API Security Architecture

A typical API security architecture consists of the following components:

  • Firewall/WAF to filter allowed traffic to API endpoints
  • API Gateway acting as single entry point to all microservices and implementing security controls
  • Authentication service for validating API keys, JWT tokens, OAuth etc.
  • Access control service for authorization and role/policy checks
  • API management service for security, lifecycle management and developer portals
  • Encryption mechanisms like SSL/TLS
  • Security monitoring systems like SIEM
  • High availability infrastructure to prevent downtime

These systems handle security at different layers and work together to provide end-to-end protection for the API stack.
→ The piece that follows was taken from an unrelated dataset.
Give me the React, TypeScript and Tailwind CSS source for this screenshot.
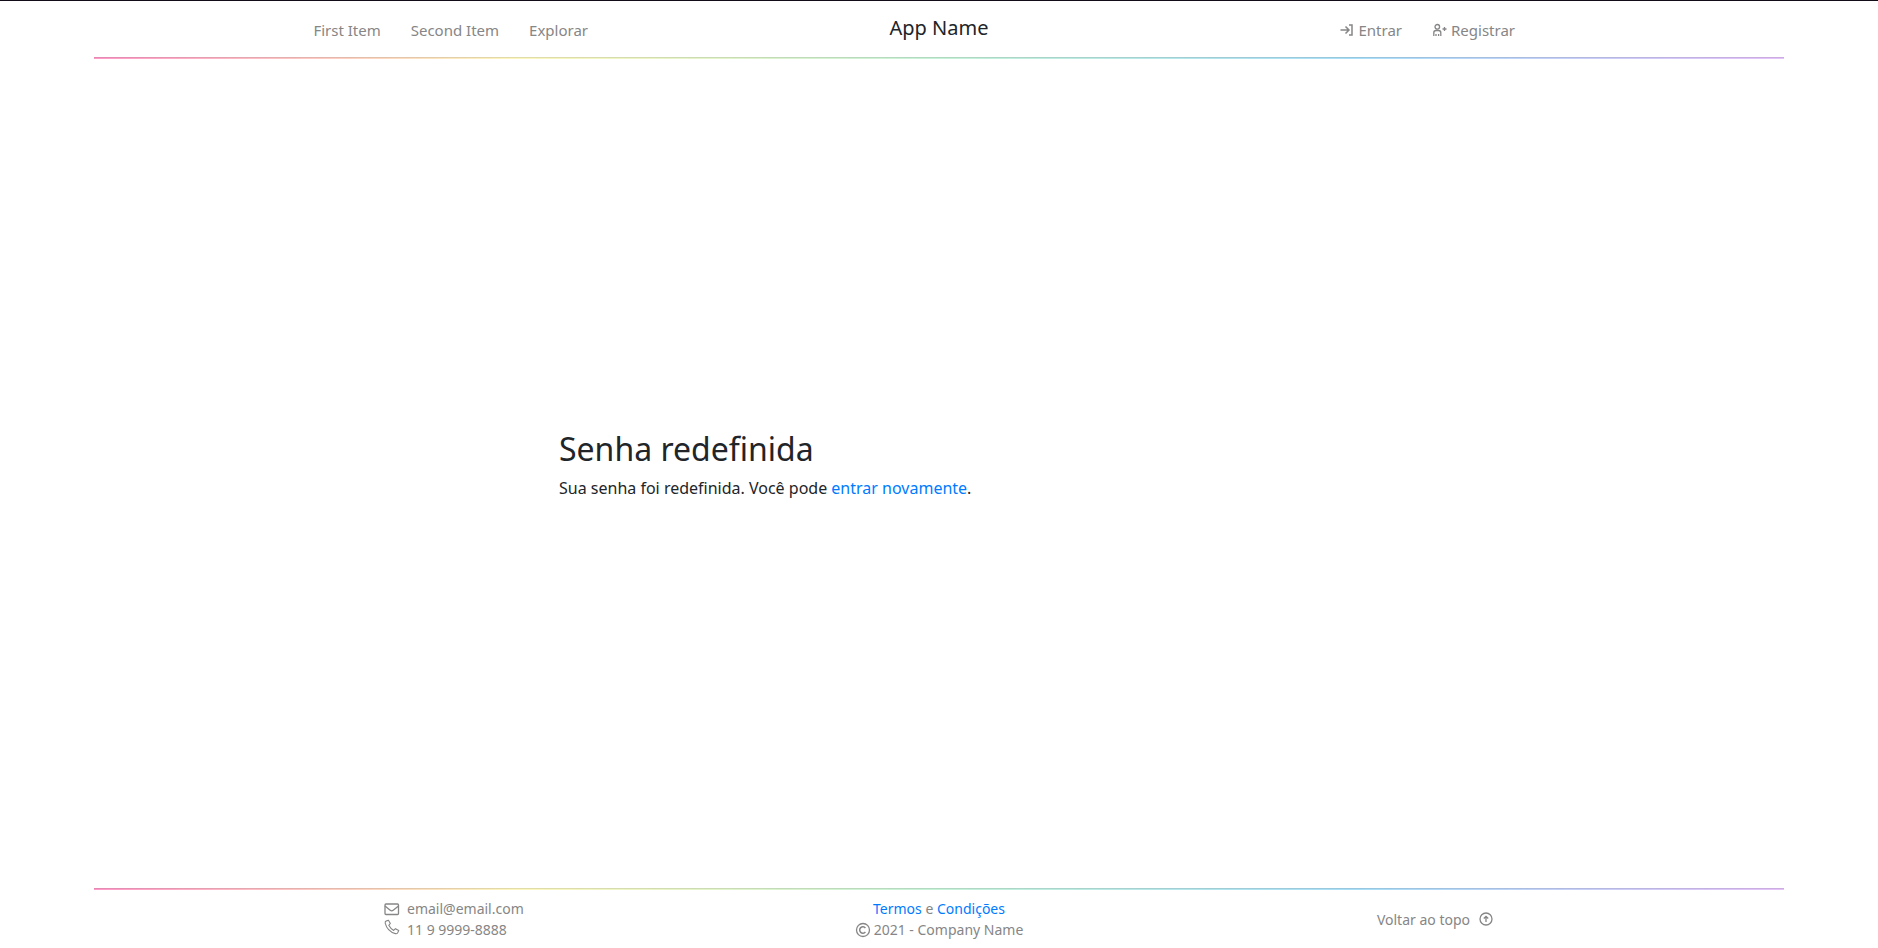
import type { ReactNode } from "react";

function Rule() {
  return (
    <hr className="mx-auto h-[2px] w-[90%] border-0 border-t border-black/10 bg-[linear-gradient(to_right,#ff99c8,#fcf6bd,#c6f2d8,#a9def9,#e4c1f9)] bg-origin-border" />
  );
}

function Icon({ children }: { children: ReactNode }) {
  return (
    <svg viewBox="0 0 16 16" fill="none" stroke="currentColor" strokeWidth="1.3" className="size-4 shrink-0" aria-hidden="true">
      {children}
    </svg>
  );
}

function NavLink({ children }: { children: ReactNode }) {
  return (
    <a href="#" className="flex items-center gap-[3px] px-[15px] text-[15px] leading-6 whitespace-nowrap text-[#868686]">
      {children}
    </a>
  );
}

export default function App() {
  return (
    <div id="top" className="flex min-h-screen flex-col border-t border-[#120b18] bg-white font-['Noto_Sans',sans-serif] text-[#212529]">
      <header>
        <nav className="mx-auto grid h-14 w-[78%] grid-cols-3 items-center">
          <div className="flex justify-center pt-[2px]">
            <NavLink>First Item</NavLink>
            <NavLink>Second Item</NavLink>
            <NavLink>Explorar</NavLink>
          </div>
          <a href="#" className="justify-self-center pb-[2px] text-[20px] leading-8 whitespace-nowrap text-[#212529]">App Name</a>
          <div className="flex justify-center pt-[2px]">
            <NavLink>
              <Icon>
                <path d="M1.500 8h8M6.500 4.500l3.500 3.500L6.500 11.500M10 3h3v10h-3" strokeWidth="1.500" />
              </Icon>
              Entrar
            </NavLink>
            <NavLink>
              <Icon>
                <path d="M1.800 14v-3.300c0-1.400.8-2.200 2.200-2.200h2.600c1.400 0 2.200.8 2.200 2.200V14M4 14v-2M6.600 14v-2M12.500 5v4M10.500 7h4" />
                <circle cx="5.300" cy="4.800" r="2.300" />
              </Icon>
              Registrar
            </NavLink>
          </div>
        </nav>
        <Rule />
      </header>

      <main className="flex flex-1 flex-col justify-center">
        <section className="mx-auto w-full max-w-[760px] pb-[18px]">
          <h1 className="mb-2 text-[32px] leading-[38px]">Senha redefinida</h1>
          <p className="text-[16px] leading-6">
            Sua senha foi redefinida. Você pode <a href="#" className="text-[#007bff]">entrar novamente</a>.
          </p>
        </section>
      </main>

      <footer className="text-[14px] leading-[21px] text-[#868686]">
        <Rule />
        <div className="mx-auto grid h-[58px] max-w-[1140px] grid-cols-3 items-center px-[15px]">
          <div>
            <p className="flex items-center gap-[7px]">
              <Icon>
                <rect x="1" y="3" width="13.500" height="10.500" rx="1" />
                <path d="M1 5l5.200 4.300c1 .8 2 .8 3 0L14.500 5" />
              </Icon>
              email@email.com
            </p>
            <p className="flex items-start gap-[7px]">
              <Icon>
                <path d="M4.500 1.300 2.500 1.900C1.400 2.200 1 3.100 1.200 4.100c1.300 5.200 5.200 9.100 10.200 10.500 1 .3 2.100-.1 2.500-1.200l.8-2-3.300-1.700-1.700 1.700C7.700 10.300 5.900 8.500 4.800 6.300l1.500-1.800z" strokeWidth="1.100" />
              </Icon>
              11 9 9999-8888
            </p>
          </div>
          <div className="justify-self-center text-center">
            <p>
              <a href="#" className="text-[#007bff]">Termos</a> e <a href="#" className="text-[#007bff]">Condições</a>
            </p>
            <p className="flex items-center gap-[3px]">
              <Icon>
                <circle cx="8" cy="8" r="6.500" />
                <path d="M10.400 6A3.200 3.200 0 1 0 10.400 10" strokeWidth="1.500" />
              </Icon>
              2021 - Company Name
            </p>
          </div>
          <a href="#top" className="flex items-center gap-2 justify-self-end">
            Voltar ao topo
            <Icon>
              <circle cx="8" cy="8" r="6" />
              <path d="M8 11V5.500M5.800 7.500 8 5.300l2.200 2.200" />
            </Icon>
          </a>
        </div>
      </footer>
    </div>
  );
}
Security Standards for REST APIs

Some standards and guidelines to incorporate for secure REST APIs include:

  • OAuth 2.0 – For delegated authorization over HTTPS
  • JSON Web Tokens (JWT) – Securely transmitting claims between parties as a JSON object
  • OpenID Connect (OIDC) – Authentication protocol built on OAuth 2.0
  • HTTPS TLS 1.2+ with PFS ciphers – Secure encrypted connections
  • ISO 27001 – Information security standard
  • NIST Cybersecurity Framework – Security best practices
  • CSA STAR – Cloud security controls
  • PCI DSS – Payment card industry data security


Securing REST APIs requires a layered defense with controls at the protocol, network, application, codes, and policies level. A combination of up-to-date standards, security testing, infrastructure hardening and continuous monitoring are necessary to manage risks. Adopting these API security principles and best practices will help organizations maintain robust protection for their REST APIs.